● **YOUR OBJECTIVE**:
Restate the whole of the material. Keep every word, and drop the pictures.

● **INFORMATION SHOWN**:
***
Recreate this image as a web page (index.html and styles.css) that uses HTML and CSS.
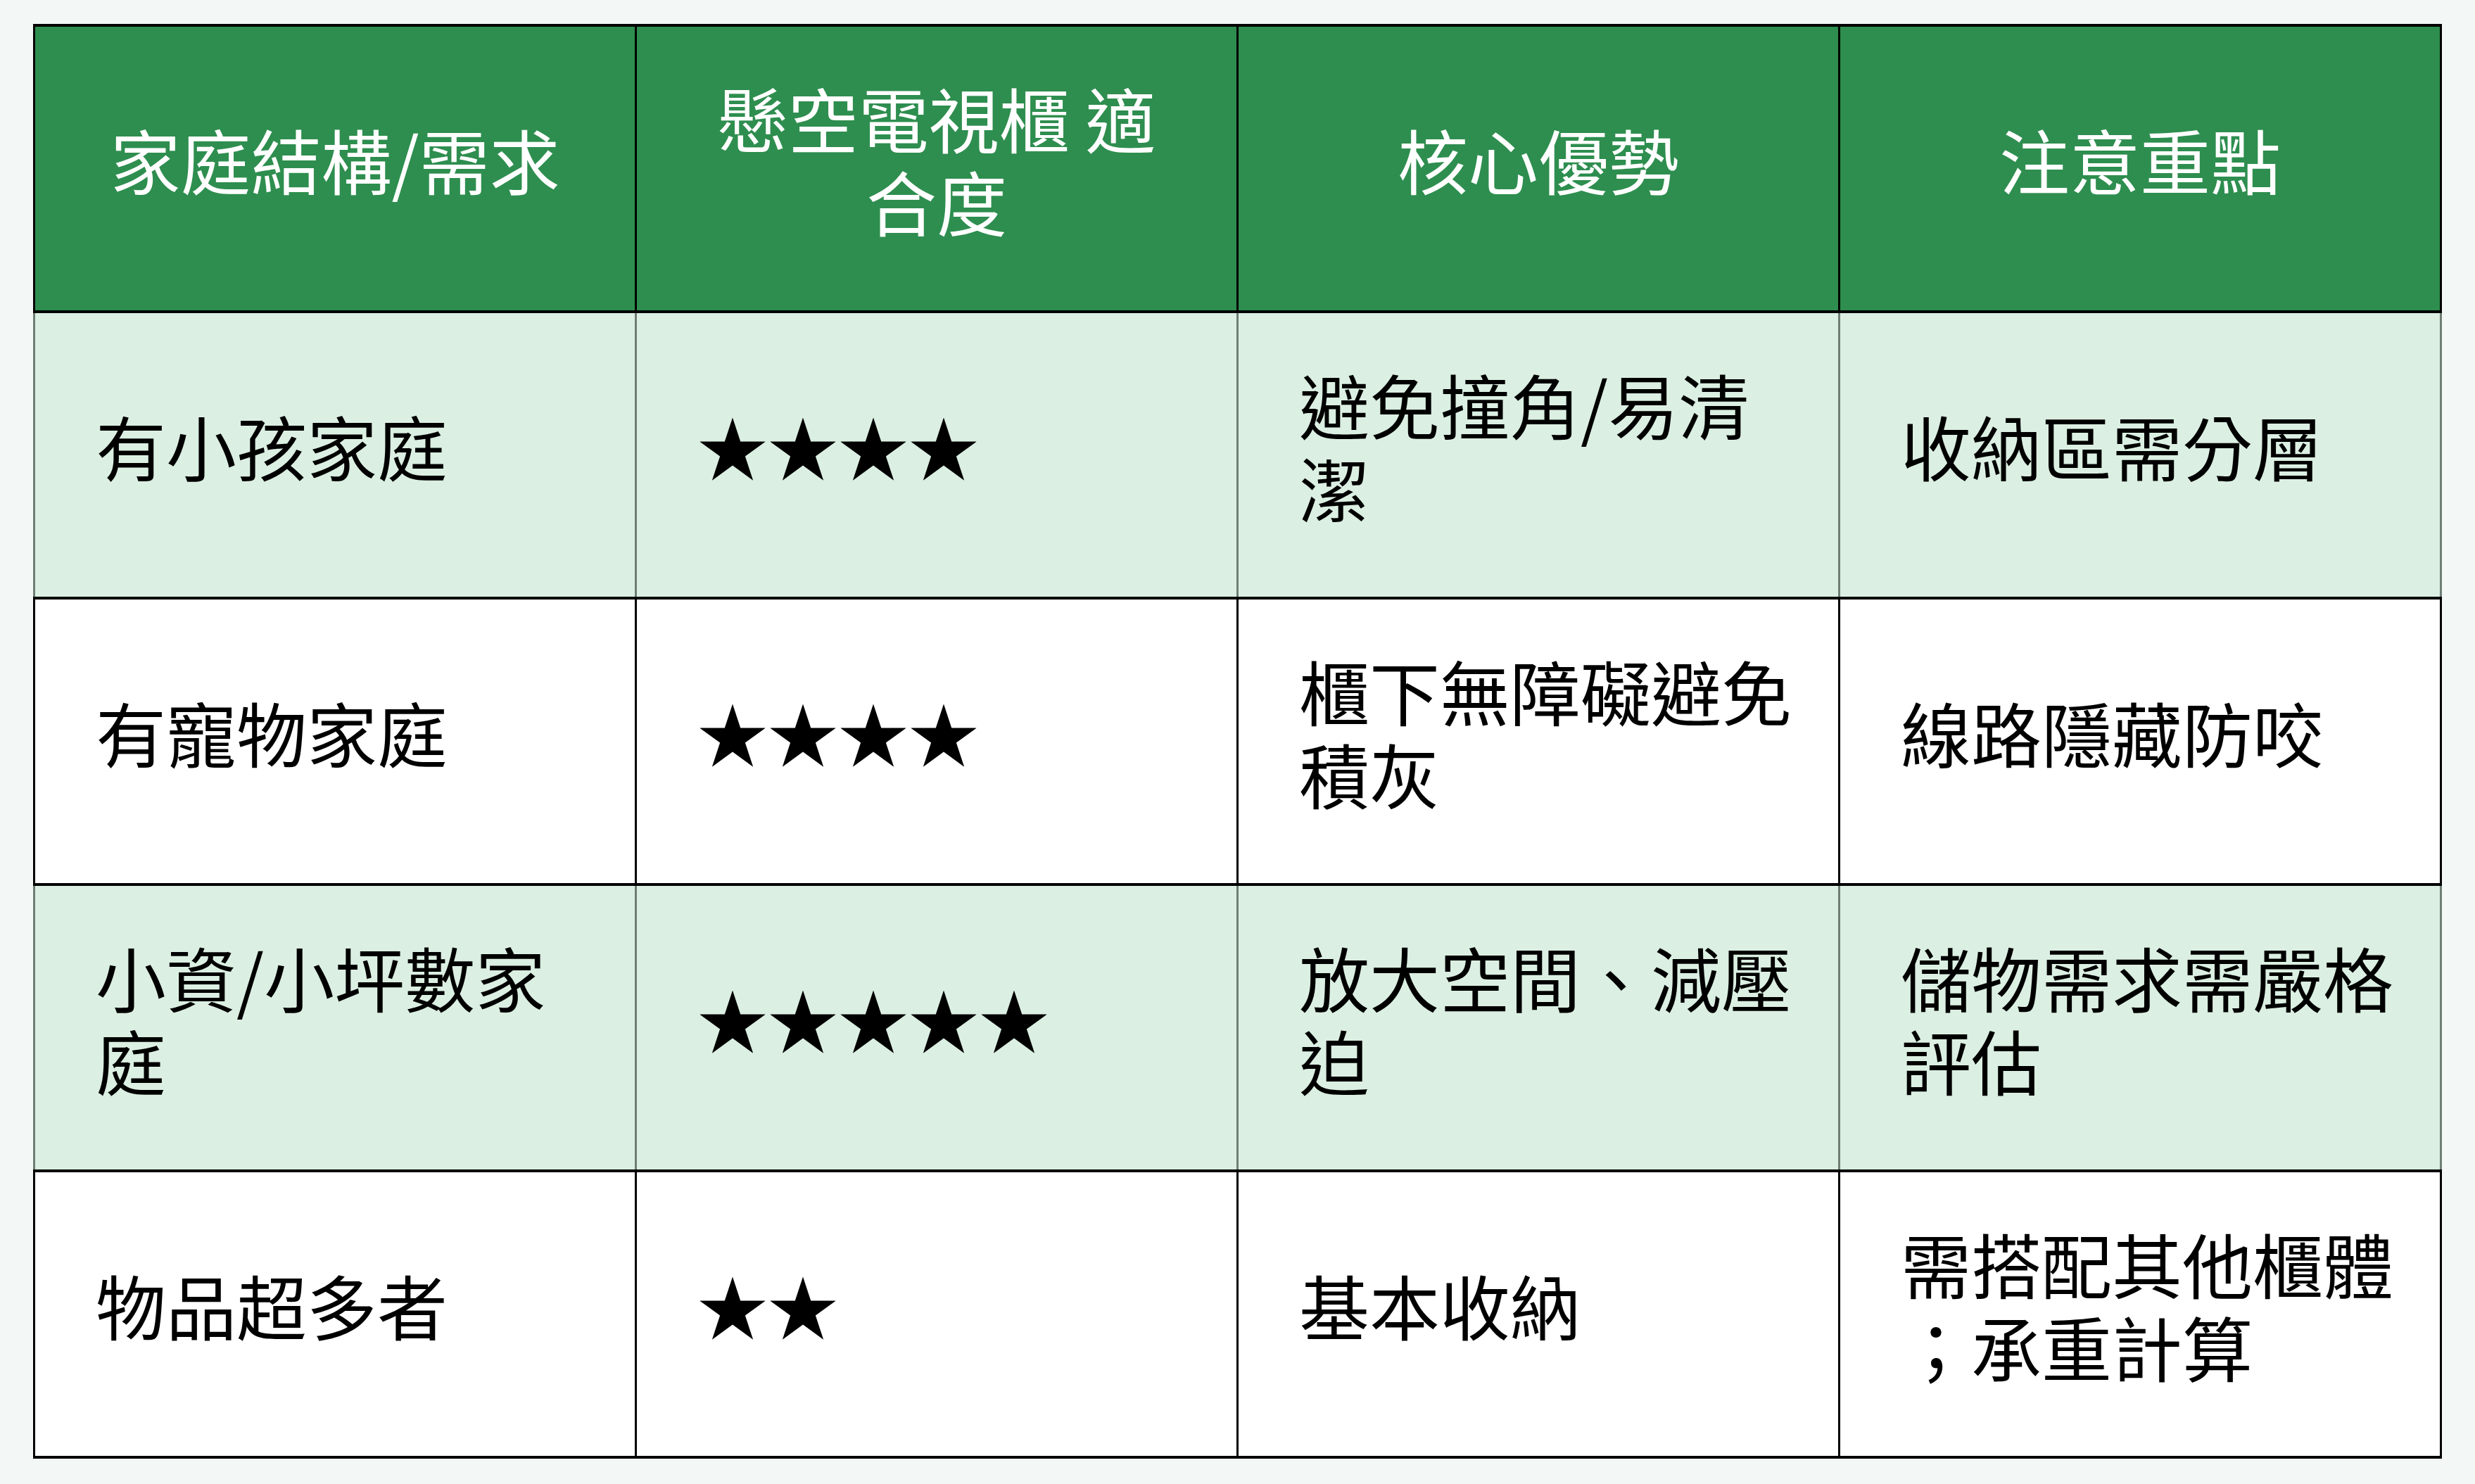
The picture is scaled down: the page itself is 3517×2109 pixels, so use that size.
FILE: index.html
```html
<!DOCTYPE html>
<html lang="zh-Hant">
<head>
<meta charset="utf-8">
<title>懸空電視櫃適合度</title>
<link rel="stylesheet" href="styles.css">
</head>
<body>
<main class="page">
  <table class="compare">
    <thead>
      <tr>
        <th>家庭結構/需求</th>
        <th>懸空電視櫃 適合度</th>
        <th>核心優勢</th>
        <th>注意重點</th>
      </tr>
    </thead>
    <tbody>
      <tr class="alt">
        <td>有小孩家庭</td>
        <td class="stars">★★★★</td>
        <td>避免撞角/易清潔</td>
        <td>收納區需分層</td>
      </tr>
      <tr>
        <td>有寵物家庭</td>
        <td class="stars">★★★★</td>
        <td>櫃下無障礙避免積灰</td>
        <td>線路隱藏防咬</td>
      </tr>
      <tr class="alt">
        <td>小資/小坪數家庭</td>
        <td class="stars">★★★★★</td>
        <td>放大空間、減壓迫</td>
        <td>儲物需求需嚴格評估</td>
      </tr>
      <tr>
        <td>物品超多者</td>
        <td class="stars">★★</td>
        <td>基本收納</td>
        <td>需搭配其他櫃體；承重計算</td>
      </tr>
    </tbody>
  </table>
</main>
</body>
</html>
```

FILE: styles.css
```css
html, body {
  margin: 0;
  padding: 0;
  background: #f3f7f5;
}

.page {
  padding: 34px 0 0 47px;
}

.compare {
  border-collapse: collapse;
  table-layout: fixed;
  width: 3423px;
  font-family: "Noto Sans CJK TC", "Noto Sans", sans-serif;
  font-size: 100px;
  line-height: 1.18;
}

.compare th,
.compare td {
  border-top: 4px solid #000;
  border-bottom: 4px solid #000;
  border-left: 3px solid #000;
  border-right: 3px solid #000;
  height: 407px;
  vertical-align: middle;
  box-sizing: border-box;
}

.compare th {
  background: #2e8e4f;
  color: #fff;
  font-weight: 400;
  text-align: center;
  padding: 0 86px 28px;
}

.compare td {
  background: #ffffff;
  color: #000;
  text-align: left;
  padding: 0 46px 28px 86px;
  line-break: anywhere;
}

.compare .alt td {
  background: #dbefe2;
  border-left-color: #6f7e74;
  border-right-color: #6f7e74;
}
```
***
● **THE RESPONSE**:
Recreate this image as a web page (index.html and styles.css) that uses HTML and CSS.
The picture is scaled down: the page itself is 3517×2109 pixels, so use that size.
FILE: index.html
```html
<!DOCTYPE html>
<html lang="zh-Hant">
<head>
<meta charset="utf-8">
<title>懸空電視櫃適合度</title>
<link rel="stylesheet" href="styles.css">
</head>
<body>
<main class="page">
  <table class="compare">
    <thead>
      <tr>
        <th>家庭結構/需求</th>
        <th>懸空電視櫃 適合度</th>
        <th>核心優勢</th>
        <th>注意重點</th>
      </tr>
    </thead>
    <tbody>
      <tr class="alt">
        <td>有小孩家庭</td>
        <td class="stars">★★★★</td>
        <td>避免撞角/易清潔</td>
        <td>收納區需分層</td>
      </tr>
      <tr>
        <td>有寵物家庭</td>
        <td class="stars">★★★★</td>
        <td>櫃下無障礙避免積灰</td>
        <td>線路隱藏防咬</td>
      </tr>
      <tr class="alt">
        <td>小資/小坪數家庭</td>
        <td class="stars">★★★★★</td>
        <td>放大空間、減壓迫</td>
        <td>儲物需求需嚴格評估</td>
      </tr>
      <tr>
        <td>物品超多者</td>
        <td class="stars">★★</td>
        <td>基本收納</td>
        <td>需搭配其他櫃體；承重計算</td>
      </tr>
    </tbody>
  </table>
</main>
</body>
</html>
```

FILE: styles.css
```css
html, body {
  margin: 0;
  padding: 0;
  background: #f3f7f5;
}

.page {
  padding: 34px 0 0 47px;
}

.compare {
  border-collapse: collapse;
  table-layout: fixed;
  width: 3423px;
  font-family: "Noto Sans CJK TC", "Noto Sans", sans-serif;
  font-size: 100px;
  line-height: 1.18;
}

.compare th,
.compare td {
  border-top: 4px solid #000;
  border-bottom: 4px solid #000;
  border-left: 3px solid #000;
  border-right: 3px solid #000;
  height: 407px;
  vertical-align: middle;
  box-sizing: border-box;
}

.compare th {
  background: #2e8e4f;
  color: #fff;
  font-weight: 400;
  text-align: center;
  padding: 0 86px 28px;
}

.compare td {
  background: #ffffff;
  color: #000;
  text-align: left;
  padding: 0 46px 28px 86px;
  line-break: anywhere;
}

.compare .alt td {
  background: #dbefe2;
  border-left-color: #6f7e74;
  border-right-color: #6f7e74;
}
```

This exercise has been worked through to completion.